(TASK TO COMPLETE)
Go through the records and give each one again exactly.
○ ○ ○ ○ ○
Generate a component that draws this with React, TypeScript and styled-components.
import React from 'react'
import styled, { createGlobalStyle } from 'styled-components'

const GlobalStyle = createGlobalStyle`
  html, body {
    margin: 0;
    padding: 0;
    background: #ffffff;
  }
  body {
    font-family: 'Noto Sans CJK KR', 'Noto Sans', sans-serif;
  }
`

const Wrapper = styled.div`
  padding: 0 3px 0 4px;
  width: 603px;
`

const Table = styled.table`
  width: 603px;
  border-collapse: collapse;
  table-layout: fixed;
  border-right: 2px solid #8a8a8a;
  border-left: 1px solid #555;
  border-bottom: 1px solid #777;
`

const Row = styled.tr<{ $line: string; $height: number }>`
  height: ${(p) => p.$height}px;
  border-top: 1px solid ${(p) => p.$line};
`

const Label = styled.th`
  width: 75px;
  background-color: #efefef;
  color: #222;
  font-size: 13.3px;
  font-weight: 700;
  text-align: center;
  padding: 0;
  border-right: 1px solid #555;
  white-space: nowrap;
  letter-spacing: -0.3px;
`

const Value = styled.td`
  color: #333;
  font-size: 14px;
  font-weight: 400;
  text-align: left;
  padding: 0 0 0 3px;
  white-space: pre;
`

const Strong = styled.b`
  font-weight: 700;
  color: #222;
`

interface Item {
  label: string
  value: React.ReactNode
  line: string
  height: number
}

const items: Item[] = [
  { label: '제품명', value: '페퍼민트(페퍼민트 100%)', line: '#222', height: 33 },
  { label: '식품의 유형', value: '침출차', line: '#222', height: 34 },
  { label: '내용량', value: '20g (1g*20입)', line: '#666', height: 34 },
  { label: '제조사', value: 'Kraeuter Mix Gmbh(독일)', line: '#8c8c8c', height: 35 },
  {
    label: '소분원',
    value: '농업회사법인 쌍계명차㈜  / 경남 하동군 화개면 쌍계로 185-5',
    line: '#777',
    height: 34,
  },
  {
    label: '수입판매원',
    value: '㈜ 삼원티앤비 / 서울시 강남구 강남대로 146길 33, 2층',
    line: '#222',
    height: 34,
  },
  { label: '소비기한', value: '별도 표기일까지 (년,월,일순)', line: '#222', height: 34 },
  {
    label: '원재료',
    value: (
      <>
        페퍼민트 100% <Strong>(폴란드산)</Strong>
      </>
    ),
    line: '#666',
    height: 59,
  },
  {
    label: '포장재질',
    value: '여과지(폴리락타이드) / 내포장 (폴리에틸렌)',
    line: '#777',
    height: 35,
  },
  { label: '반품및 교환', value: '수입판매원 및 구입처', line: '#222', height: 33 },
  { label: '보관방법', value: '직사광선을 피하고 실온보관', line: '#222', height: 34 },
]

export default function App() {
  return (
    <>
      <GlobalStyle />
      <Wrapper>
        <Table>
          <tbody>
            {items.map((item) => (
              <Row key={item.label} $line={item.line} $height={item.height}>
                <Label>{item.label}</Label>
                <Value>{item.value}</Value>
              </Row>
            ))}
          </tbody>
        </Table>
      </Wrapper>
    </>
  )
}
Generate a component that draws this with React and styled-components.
○ ○ ○ ○ ○
(OUTPUT)
Generate a component that draws this with React, TypeScript and styled-components.
import React from 'react'
import styled, { createGlobalStyle } from 'styled-components'

const GlobalStyle = createGlobalStyle`
  html, body {
    margin: 0;
    padding: 0;
    background: #ffffff;
  }
  body {
    font-family: 'Noto Sans CJK KR', 'Noto Sans', sans-serif;
  }
`

const Wrapper = styled.div`
  padding: 0 3px 0 4px;
  width: 603px;
`

const Table = styled.table`
  width: 603px;
  border-collapse: collapse;
  table-layout: fixed;
  border-right: 2px solid #8a8a8a;
  border-left: 1px solid #555;
  border-bottom: 1px solid #777;
`

const Row = styled.tr<{ $line: string; $height: number }>`
  height: ${(p) => p.$height}px;
  border-top: 1px solid ${(p) => p.$line};
`

const Label = styled.th`
  width: 75px;
  background-color: #efefef;
  color: #222;
  font-size: 13.3px;
  font-weight: 700;
  text-align: center;
  padding: 0;
  border-right: 1px solid #555;
  white-space: nowrap;
  letter-spacing: -0.3px;
`

const Value = styled.td`
  color: #333;
  font-size: 14px;
  font-weight: 400;
  text-align: left;
  padding: 0 0 0 3px;
  white-space: pre;
`

const Strong = styled.b`
  font-weight: 700;
  color: #222;
`

interface Item {
  label: string
  value: React.ReactNode
  line: string
  height: number
}

const items: Item[] = [
  { label: '제품명', value: '페퍼민트(페퍼민트 100%)', line: '#222', height: 33 },
  { label: '식품의 유형', value: '침출차', line: '#222', height: 34 },
  { label: '내용량', value: '20g (1g*20입)', line: '#666', height: 34 },
  { label: '제조사', value: 'Kraeuter Mix Gmbh(독일)', line: '#8c8c8c', height: 35 },
  {
    label: '소분원',
    value: '농업회사법인 쌍계명차㈜  / 경남 하동군 화개면 쌍계로 185-5',
    line: '#777',
    height: 34,
  },
  {
    label: '수입판매원',
    value: '㈜ 삼원티앤비 / 서울시 강남구 강남대로 146길 33, 2층',
    line: '#222',
    height: 34,
  },
  { label: '소비기한', value: '별도 표기일까지 (년,월,일순)', line: '#222', height: 34 },
  {
    label: '원재료',
    value: (
      <>
        페퍼민트 100% <Strong>(폴란드산)</Strong>
      </>
    ),
    line: '#666',
    height: 59,
  },
  {
    label: '포장재질',
    value: '여과지(폴리락타이드) / 내포장 (폴리에틸렌)',
    line: '#777',
    height: 35,
  },
  { label: '반품및 교환', value: '수입판매원 및 구입처', line: '#222', height: 33 },
  { label: '보관방법', value: '직사광선을 피하고 실온보관', line: '#222', height: 34 },
]

export default function App() {
  return (
    <>
      <GlobalStyle />
      <Wrapper>
        <Table>
          <tbody>
            {items.map((item) => (
              <Row key={item.label} $line={item.line} $height={item.height}>
                <Label>{item.label}</Label>
                <Value>{item.value}</Value>
              </Row>
            ))}
          </tbody>
        </Table>
      </Wrapper>
    </>
  )
}
Generate a component that draws this with React and styled-components.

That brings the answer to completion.